May 10th, 2008 by Mark Rittman
Dan Vlamis sent me a link through to a recent article by Mark Whitehorn on “Data Bashups”, an idea that takes business intelligence and uses it in “mashups”:
“For example, suppose you are interested in the effect an advertising spend is having citywide. Your company invested in renting several prominent and expensive billboards in a city to advertise your latest products. Your current BI system can probably return the percentage sales growth by city area over the last month as a list of raw numbers from which you can create a graph and work out whether your billboards are earning their keep. Alternatively, you could mash up the same values as a heat map laid over the city and see instantly whether the high growth correlates with the billboards’ locations.

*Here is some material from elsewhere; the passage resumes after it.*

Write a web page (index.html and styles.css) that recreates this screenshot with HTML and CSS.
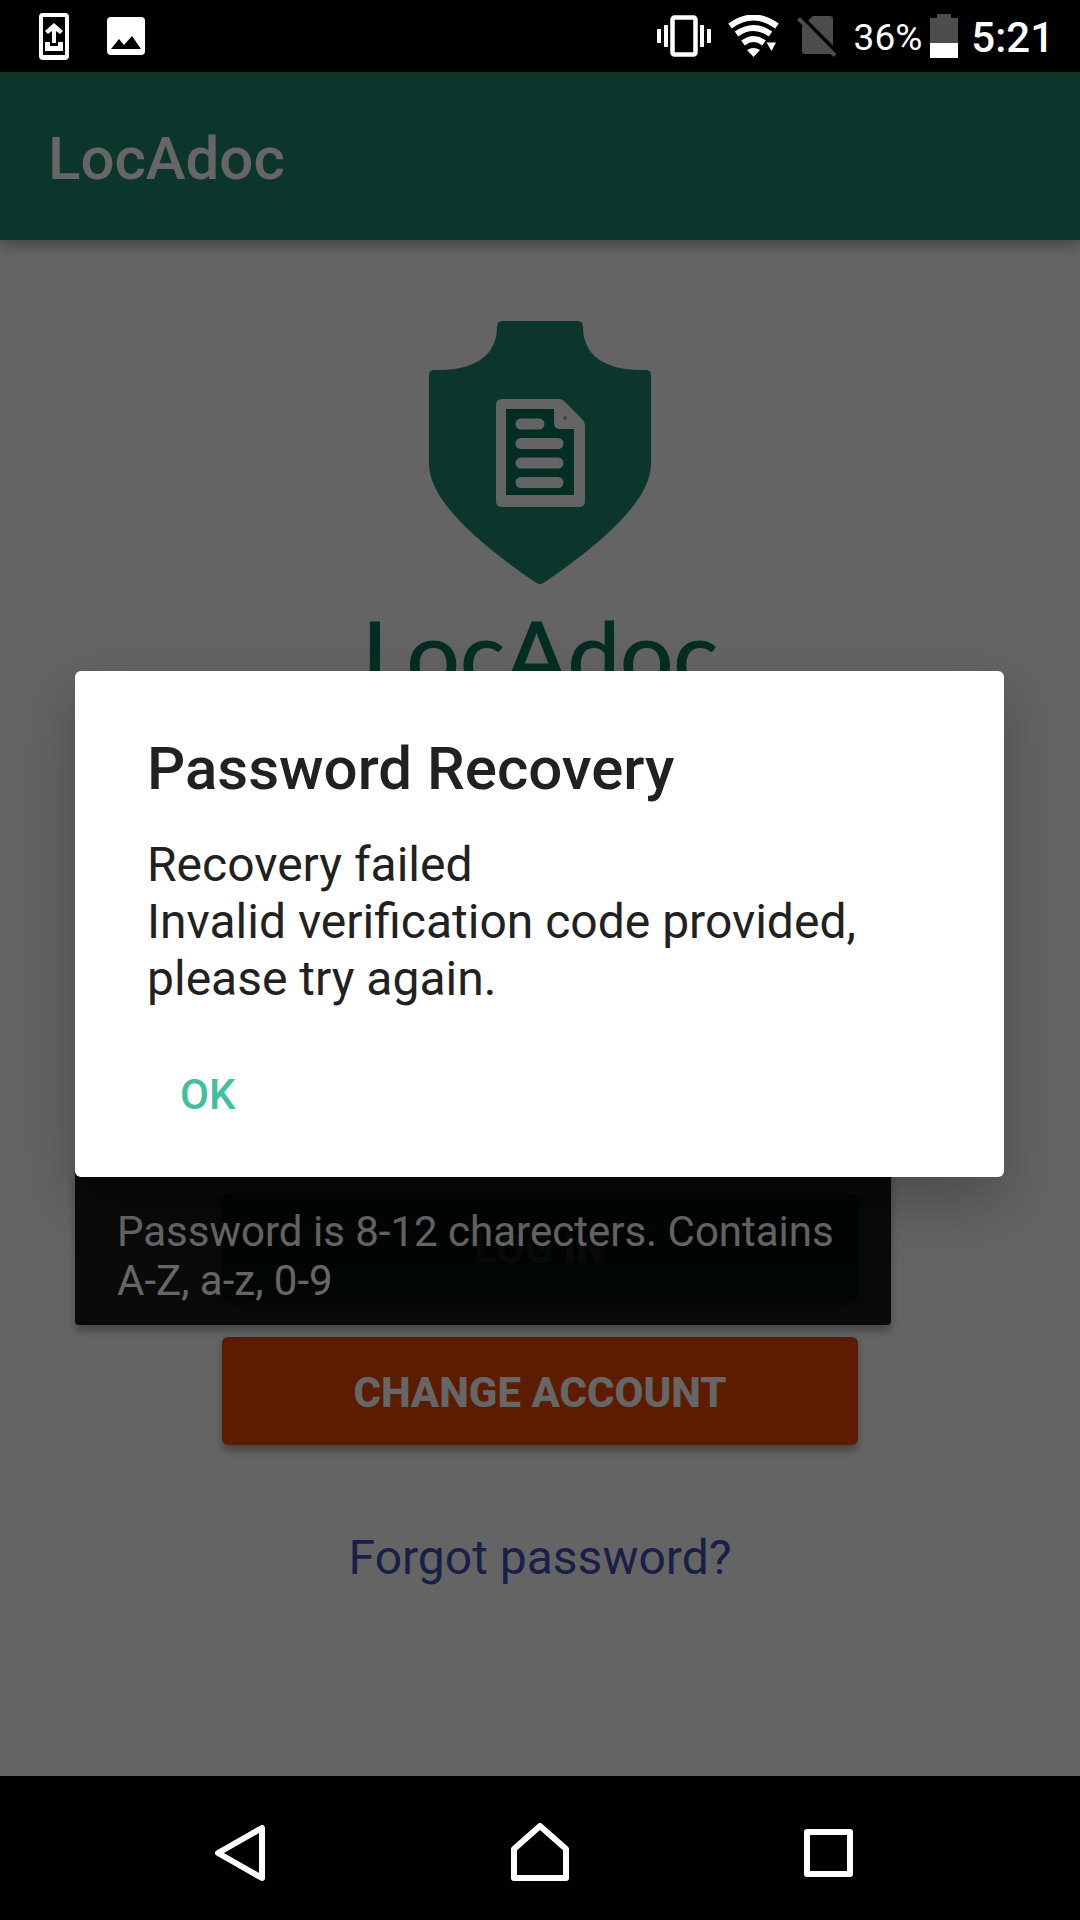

With services like Virtual Earth and Google Earth, you can do this across one city, the country, the continent or the world. Better yet, all that mapping comes free of charge. And it keeps on getting better.
Now suppose that your BI system tells you that, in the past, sales of hot dogs double whenever the local baseball team plays at home after winning three games in a row. It’s a fascinating factoid, but it doesn’t make you any extra profit unless you can get the extra dogs to the relevant stadium in time for the right game. Your company is very unlikely to store baseball results, but there are plenty of sites out there that do. And there are plenty of shipping companies that provide data about trucking availability and pricing. On its own, your BI system is simply predicting the future. But mash up that prediction with these external data sources and suddenly your BI system is able to predict the future in a way that you can act on quickly to increase profits.”
Of course all this “mashup” talk reminds me of when I used to be a DJ, but it’s no doubt a very interesting idea and one that, as Dan said in his email, links in well with all the talk around BI and Service-Orientated Architecture. I’ll be keeping an eye on this area in future, and it’s got me thinking about putting something like this together for one of my UKOUG conference submissions.